▶ BRIEF:
Print exactly the lines from the first one down to the line containing "const SIZE = 16;", both ends included, with no pictures and nothing else.

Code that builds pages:
_ _ _ _ _

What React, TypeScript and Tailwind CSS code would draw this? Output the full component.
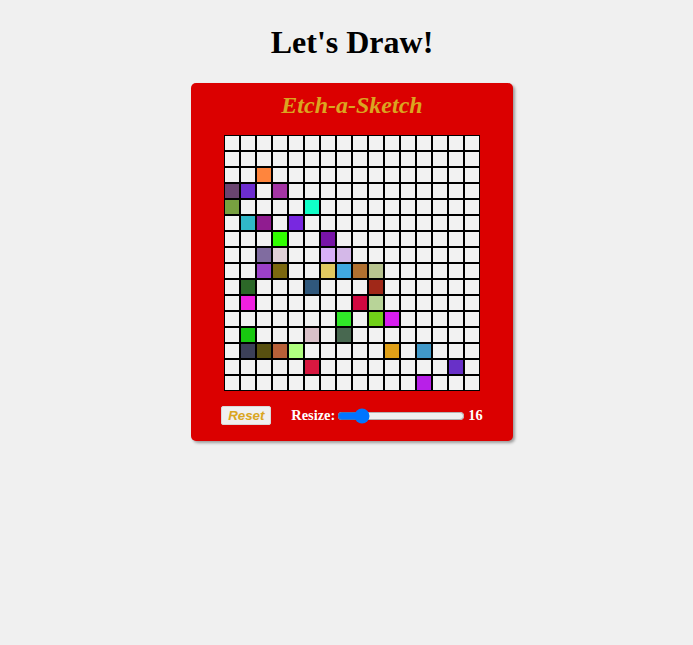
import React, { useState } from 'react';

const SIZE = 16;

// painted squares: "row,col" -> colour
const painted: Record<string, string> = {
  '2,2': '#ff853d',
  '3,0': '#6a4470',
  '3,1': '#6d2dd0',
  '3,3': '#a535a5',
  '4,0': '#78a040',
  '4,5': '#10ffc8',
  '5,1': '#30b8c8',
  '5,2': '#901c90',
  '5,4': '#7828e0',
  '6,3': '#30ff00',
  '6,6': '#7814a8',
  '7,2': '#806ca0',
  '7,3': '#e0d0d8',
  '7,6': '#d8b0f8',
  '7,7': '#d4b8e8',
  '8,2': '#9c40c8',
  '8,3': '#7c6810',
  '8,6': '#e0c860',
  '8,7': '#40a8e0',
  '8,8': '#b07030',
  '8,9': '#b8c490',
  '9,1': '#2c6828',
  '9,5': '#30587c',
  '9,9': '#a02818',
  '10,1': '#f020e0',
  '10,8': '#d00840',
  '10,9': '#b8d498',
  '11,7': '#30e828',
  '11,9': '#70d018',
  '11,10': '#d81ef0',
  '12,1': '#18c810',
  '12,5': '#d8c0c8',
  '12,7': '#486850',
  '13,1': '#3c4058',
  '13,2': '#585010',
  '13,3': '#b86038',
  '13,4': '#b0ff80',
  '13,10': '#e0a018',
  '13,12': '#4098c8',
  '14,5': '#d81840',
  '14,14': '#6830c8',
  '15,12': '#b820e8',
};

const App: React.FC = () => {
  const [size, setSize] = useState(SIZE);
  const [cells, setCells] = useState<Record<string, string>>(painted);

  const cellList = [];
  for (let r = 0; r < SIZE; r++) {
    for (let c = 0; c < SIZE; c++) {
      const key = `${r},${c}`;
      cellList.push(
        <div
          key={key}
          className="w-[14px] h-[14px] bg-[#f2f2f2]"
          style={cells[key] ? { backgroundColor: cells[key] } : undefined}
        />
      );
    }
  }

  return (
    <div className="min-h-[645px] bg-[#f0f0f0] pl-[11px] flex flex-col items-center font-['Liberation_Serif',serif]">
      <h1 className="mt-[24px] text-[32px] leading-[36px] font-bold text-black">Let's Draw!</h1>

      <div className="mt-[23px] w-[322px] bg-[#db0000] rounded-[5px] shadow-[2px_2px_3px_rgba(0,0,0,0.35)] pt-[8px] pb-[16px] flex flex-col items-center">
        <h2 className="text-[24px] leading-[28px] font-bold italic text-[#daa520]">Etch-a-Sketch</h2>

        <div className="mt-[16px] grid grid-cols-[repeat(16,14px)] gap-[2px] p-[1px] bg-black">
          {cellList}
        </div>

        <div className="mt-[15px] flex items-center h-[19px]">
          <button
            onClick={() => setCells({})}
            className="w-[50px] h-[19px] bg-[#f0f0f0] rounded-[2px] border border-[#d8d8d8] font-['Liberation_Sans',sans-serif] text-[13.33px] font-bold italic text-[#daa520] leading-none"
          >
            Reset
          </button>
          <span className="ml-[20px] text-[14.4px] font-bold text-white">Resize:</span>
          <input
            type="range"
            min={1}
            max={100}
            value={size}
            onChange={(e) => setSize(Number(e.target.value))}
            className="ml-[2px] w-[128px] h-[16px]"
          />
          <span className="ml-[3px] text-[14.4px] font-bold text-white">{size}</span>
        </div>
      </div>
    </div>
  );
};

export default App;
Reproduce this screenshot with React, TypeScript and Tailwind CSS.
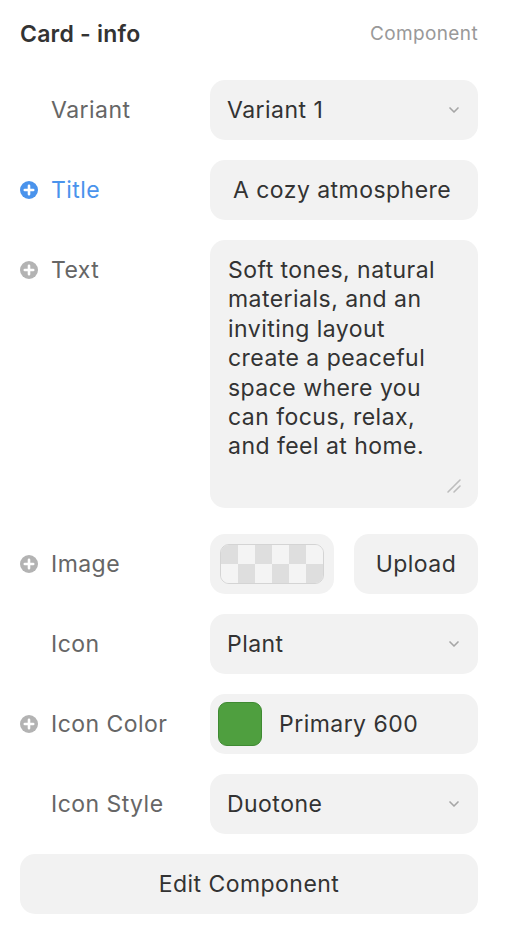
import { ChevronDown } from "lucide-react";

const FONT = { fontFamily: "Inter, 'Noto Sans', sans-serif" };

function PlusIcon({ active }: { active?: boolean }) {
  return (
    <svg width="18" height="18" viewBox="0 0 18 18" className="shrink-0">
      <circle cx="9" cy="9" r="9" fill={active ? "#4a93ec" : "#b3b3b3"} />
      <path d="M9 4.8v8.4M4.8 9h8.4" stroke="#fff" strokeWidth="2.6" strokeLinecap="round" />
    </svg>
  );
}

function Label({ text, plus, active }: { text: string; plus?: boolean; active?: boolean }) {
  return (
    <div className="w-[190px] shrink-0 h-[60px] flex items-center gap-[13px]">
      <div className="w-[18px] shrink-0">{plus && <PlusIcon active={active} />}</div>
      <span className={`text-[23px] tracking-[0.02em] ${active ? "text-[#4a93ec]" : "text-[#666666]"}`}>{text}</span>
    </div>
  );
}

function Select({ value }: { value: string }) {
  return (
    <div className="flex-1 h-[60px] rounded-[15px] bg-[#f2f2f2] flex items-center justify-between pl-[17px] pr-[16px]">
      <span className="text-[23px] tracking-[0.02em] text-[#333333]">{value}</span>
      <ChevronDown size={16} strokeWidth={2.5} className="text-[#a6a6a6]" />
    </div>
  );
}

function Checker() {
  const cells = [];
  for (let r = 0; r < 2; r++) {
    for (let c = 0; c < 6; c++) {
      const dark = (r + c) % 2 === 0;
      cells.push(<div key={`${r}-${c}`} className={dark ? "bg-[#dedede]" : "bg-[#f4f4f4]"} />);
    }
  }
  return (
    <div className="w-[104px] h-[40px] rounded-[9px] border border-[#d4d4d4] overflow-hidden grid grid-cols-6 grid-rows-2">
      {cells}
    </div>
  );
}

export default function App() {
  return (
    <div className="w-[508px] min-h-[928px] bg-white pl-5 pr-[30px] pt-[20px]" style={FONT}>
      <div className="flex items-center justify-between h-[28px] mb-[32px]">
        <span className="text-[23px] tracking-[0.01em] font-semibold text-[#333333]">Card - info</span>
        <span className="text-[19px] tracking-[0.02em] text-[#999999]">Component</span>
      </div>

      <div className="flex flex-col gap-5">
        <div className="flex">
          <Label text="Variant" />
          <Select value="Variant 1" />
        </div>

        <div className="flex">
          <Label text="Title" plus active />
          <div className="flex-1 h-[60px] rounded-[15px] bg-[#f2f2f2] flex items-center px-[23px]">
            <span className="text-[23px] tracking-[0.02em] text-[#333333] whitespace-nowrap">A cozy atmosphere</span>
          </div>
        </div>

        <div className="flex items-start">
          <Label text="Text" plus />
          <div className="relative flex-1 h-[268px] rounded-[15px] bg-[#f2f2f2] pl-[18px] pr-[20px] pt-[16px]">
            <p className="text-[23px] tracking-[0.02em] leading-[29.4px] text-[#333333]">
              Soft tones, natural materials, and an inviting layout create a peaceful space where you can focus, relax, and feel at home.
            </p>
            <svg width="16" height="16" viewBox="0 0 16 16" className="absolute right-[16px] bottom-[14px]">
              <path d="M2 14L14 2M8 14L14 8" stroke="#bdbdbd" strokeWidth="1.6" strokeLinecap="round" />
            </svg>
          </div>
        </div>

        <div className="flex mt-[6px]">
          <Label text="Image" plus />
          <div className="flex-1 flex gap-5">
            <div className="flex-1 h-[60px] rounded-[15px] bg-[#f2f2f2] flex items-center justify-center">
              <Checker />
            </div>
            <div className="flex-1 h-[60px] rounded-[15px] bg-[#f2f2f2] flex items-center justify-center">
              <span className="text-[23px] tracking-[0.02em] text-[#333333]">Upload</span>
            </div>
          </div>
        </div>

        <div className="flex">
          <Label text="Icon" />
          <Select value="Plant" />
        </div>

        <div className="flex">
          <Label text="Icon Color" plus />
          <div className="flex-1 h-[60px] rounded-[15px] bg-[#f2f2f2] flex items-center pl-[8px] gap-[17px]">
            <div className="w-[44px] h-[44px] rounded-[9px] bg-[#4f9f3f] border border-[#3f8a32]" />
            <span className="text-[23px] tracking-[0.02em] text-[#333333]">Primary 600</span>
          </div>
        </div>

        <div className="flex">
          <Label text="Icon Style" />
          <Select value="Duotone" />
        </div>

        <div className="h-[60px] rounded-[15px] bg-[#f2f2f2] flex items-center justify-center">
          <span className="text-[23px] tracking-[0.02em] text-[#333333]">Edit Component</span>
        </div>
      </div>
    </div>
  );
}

_ _ _ _ _

▶ OUTPUT:
What React, TypeScript and Tailwind CSS code would draw this? Output the full component.
import React, { useState } from 'react';

const SIZE = 16;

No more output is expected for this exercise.